Jun Robles Lana is one of the most accomplished filmmakers working in the Philippines today, touring the festival circuit with touching pictures like Bwakaw, which appeared at TIFF in 2012. His 2013 film Barber’s Tales won TIFF’s Best Actress Award. Lana is now back in the Competition section with his latest film, Die Beautiful. The director frequently injects joyful charm into his films through the presence of a powerfully captivating leading role, and his latest is the best example so far. Starring exquisite newcomer Paolo Ballesteros, who mainly works as a TV show host, impersonator and makeup artist, this poignant tale presents the life and death of a transgender beauty queen in a positive way that celebrates living the life that one dreams of living.
However, this celebration of life starts from the end of it. Trisha (Ballesteros) unexpectedly dies when she has finally won a beauty pageant. During the funeral, her friends fulfill Trisha’s last wish, decorating her body to create the most beautiful carcass every night, one that looks exactly like such celebrities as Angelina Jolie and Lady Gaga. As her friends and family mourn her sudden death, the film constantly inserts long flashbacks to inform us how extraordinary Trisha’s life was and what she had sacrificed to make it happen.
Interestingly, Lana does not permit the flashback narrative to follow chronological order; at the beginning, spectators are not sure of the entire picture of Trisha’s life just from small sequences in a particular period. The narrative structure is almost like Trisha’s stream of consciousness, as if she is recalling her own past before her soul leaves her body for the other side. By the time it becomes possible to put together the right pieces of this life-size puzzle, Trisha’s life sparkles as colorfully as the film’s mise-en-scene: a comical relationship with a punk, the tragic experience of trauma, a sad romance. With a dynamite performance by Ballesteros, Die Beautiful weaves all of these into a touching, beautiful finale in which Lana seeks something true and wonderful even in artificial speeches in beauty contests.

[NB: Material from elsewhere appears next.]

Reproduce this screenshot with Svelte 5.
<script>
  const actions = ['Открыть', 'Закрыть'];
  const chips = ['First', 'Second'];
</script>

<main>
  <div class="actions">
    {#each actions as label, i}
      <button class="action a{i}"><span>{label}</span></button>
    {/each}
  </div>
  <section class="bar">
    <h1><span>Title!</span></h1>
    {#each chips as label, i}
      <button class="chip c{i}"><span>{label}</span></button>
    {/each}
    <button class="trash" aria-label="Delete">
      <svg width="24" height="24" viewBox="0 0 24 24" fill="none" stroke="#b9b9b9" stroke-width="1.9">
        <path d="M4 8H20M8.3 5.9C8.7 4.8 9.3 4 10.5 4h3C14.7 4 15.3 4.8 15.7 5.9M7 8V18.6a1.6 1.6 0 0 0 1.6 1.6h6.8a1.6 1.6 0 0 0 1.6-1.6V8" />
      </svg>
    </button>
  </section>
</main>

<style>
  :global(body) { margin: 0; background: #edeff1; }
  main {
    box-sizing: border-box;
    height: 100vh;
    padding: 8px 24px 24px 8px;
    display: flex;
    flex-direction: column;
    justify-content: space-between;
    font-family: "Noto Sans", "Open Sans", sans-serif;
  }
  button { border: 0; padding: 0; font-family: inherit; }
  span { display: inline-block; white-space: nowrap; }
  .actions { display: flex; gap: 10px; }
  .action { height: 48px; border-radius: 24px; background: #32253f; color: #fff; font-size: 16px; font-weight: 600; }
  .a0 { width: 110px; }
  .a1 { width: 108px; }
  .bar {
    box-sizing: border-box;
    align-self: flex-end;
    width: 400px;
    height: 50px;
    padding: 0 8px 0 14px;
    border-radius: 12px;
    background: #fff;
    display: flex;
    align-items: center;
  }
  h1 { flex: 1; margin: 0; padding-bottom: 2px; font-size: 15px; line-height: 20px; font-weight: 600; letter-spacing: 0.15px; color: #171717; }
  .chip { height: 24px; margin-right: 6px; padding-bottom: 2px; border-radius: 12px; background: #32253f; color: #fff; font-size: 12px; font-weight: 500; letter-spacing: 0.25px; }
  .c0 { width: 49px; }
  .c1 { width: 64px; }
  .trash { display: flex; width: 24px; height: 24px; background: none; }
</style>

On October 27, Lana, Ballesteros and executive producer Perci Intalan attended a press conference after the TIFF screening. Ballesteros, who was magnificently dressed as Angelina Jolie on the red carpet, revealed that it was his first-time experience on a red carpet: “I was thrilled and excited, but deep inside, it was painful,” the lead actor laughed. “Because I had to strap everything, make everything sexy and had to wear these heels. But all in all, it was very exciting.”
Filmmaker Lana, who thought of the original idea, revealed to the press that he conceived the initial idea around 2014. “At that time, a Filipino transgender woman, Jennifer Laude, was murdered in my country,” said Lana, who was flabbergasted by “the reaction of some people, especially on social media, when they said that she deserved to be murdered because she was a transgender and she was a freak. And I felt it was time to make a film about her, a film inspired by that.” As a producer, Intalan knew that the production would be “challenging, but it’s very important to tell the story.”

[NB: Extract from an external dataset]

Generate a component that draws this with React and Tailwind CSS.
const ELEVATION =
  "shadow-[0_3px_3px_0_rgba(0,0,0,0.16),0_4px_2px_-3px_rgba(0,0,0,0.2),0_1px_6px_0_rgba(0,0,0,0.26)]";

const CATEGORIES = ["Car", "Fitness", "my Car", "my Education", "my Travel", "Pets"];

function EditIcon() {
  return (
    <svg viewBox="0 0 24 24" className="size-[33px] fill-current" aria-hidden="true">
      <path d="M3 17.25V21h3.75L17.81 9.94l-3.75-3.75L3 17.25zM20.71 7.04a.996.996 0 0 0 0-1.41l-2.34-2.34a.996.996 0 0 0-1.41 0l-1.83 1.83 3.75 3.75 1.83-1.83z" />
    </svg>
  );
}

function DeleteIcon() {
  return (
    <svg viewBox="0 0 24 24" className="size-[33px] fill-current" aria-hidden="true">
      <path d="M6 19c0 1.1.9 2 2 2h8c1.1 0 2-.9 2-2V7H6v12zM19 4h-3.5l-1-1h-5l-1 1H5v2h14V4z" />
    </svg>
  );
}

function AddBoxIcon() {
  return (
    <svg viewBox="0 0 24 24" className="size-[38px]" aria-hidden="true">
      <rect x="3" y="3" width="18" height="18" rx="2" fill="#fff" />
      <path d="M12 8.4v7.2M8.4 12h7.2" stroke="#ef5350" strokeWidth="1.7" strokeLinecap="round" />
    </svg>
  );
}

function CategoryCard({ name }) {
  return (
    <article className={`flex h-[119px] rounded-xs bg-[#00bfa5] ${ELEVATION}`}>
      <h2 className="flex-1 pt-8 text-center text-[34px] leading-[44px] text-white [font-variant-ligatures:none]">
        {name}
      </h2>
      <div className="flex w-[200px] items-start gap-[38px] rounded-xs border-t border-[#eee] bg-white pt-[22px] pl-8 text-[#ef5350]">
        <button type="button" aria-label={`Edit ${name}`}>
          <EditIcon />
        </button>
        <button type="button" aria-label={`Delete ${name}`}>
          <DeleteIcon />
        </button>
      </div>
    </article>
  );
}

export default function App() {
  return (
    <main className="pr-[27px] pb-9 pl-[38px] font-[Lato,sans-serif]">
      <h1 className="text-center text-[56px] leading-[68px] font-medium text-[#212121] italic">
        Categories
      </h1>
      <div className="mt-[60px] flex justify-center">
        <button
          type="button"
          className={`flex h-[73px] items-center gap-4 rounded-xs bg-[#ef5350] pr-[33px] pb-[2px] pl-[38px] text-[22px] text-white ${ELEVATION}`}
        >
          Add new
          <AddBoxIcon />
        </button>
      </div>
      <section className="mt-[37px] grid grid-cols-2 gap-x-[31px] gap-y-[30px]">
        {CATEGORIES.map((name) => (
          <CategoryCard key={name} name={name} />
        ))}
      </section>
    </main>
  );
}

The first question came after the journalist admitted the film had brought tears to her eyes repeatedly, “although I’m not really a crybaby.” Apologetically, she couldn’t resist asking the sexuality of Ballesteros. “Well, I’m straight,” said the actor, which surprised some in attendance. Following his star’s comment, the director mentioned, “All the other actors who portrayed friends of Trisha in the film, they are all straight.” The reason Ballesteros got the role was his spectacular talent, which he had just proved on the screen. According to Lana, “I did not get Paolo because he’s known for his make-up transformations. He actually read for the role. After the first reading, I did not consider anyone else because I was really blown away by his audition.”

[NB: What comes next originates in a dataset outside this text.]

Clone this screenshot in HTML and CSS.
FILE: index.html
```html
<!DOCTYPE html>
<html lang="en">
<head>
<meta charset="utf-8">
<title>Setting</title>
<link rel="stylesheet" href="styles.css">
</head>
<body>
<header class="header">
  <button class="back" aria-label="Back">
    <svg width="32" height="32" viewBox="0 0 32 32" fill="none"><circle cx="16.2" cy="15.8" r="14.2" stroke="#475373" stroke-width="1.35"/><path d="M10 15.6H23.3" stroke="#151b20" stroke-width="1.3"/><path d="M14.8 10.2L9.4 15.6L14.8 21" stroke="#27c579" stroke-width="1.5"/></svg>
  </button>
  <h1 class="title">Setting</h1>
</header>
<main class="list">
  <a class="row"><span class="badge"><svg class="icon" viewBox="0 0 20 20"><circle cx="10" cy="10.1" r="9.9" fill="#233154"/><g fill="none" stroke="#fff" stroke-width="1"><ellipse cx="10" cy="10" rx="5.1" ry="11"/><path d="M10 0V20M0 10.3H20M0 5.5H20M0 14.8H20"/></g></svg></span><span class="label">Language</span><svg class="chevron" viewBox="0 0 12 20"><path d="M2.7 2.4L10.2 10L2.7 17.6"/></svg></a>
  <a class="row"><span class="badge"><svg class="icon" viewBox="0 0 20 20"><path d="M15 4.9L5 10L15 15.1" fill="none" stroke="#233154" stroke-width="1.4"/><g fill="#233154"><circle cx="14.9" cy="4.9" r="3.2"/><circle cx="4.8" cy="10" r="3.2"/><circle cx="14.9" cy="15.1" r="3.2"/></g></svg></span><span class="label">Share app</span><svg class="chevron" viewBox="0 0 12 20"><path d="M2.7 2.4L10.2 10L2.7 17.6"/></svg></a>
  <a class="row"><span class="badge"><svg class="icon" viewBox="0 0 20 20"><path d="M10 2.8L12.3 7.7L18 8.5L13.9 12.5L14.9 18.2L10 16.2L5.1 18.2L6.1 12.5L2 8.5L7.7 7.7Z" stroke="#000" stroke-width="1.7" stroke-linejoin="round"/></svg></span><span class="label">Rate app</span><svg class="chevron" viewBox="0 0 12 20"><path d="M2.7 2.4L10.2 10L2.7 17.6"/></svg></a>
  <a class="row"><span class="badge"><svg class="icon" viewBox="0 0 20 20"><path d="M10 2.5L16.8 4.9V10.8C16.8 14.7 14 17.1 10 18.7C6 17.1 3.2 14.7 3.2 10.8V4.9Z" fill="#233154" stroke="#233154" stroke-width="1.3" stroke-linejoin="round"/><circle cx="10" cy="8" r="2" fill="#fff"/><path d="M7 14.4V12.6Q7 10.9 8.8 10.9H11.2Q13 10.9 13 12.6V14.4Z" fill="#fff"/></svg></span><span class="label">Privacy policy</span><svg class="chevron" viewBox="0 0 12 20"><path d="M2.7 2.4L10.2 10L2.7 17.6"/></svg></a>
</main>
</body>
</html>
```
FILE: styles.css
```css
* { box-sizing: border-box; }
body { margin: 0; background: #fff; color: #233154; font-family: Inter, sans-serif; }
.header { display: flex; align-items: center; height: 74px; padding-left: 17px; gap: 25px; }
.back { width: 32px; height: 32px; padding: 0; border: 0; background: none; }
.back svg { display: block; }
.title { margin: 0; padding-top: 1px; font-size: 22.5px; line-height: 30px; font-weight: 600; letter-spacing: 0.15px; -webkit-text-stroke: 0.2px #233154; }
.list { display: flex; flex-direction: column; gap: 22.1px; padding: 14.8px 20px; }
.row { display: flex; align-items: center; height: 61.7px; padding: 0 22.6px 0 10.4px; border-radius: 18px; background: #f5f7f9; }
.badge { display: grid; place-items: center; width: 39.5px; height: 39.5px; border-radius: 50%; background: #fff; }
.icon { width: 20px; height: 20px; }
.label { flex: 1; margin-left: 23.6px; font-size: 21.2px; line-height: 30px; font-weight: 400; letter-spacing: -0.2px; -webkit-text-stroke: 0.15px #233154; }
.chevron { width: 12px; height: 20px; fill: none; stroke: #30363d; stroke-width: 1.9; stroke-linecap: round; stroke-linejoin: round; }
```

The filmmaker also discussed the reasons for the narrative structure, which purposely resists narrating Trisha’s life conventionally from childhood: “The film is structured like Ulysses. Some of the scenes are random. There are scenes that repeat themselves. I wanted it that way because when we try to remember a life, we remember the highlights and it’s not necessarily chronological.”
“When I make films, whether it’s a female character or a transgender woman like this time, I want to depict them as strong, intelligent women,” said Lana, when asked about sexuality and the characters of protagonists in many of his works, “Despite the prejudice they are facing, they are able to face life with optimism. That’s really the whole idea to this film. It opens with death, but what really matters is how Trisha lived her life.”
The press seemed to think that Ballesteros’s dynamite performance is award-worthy, and asked, “If you are chosen for a TIFF acting prize, should it be for Best Actor or Best Actress?” Ballesteros laughed, “Well, both!” He isn’t being greedy.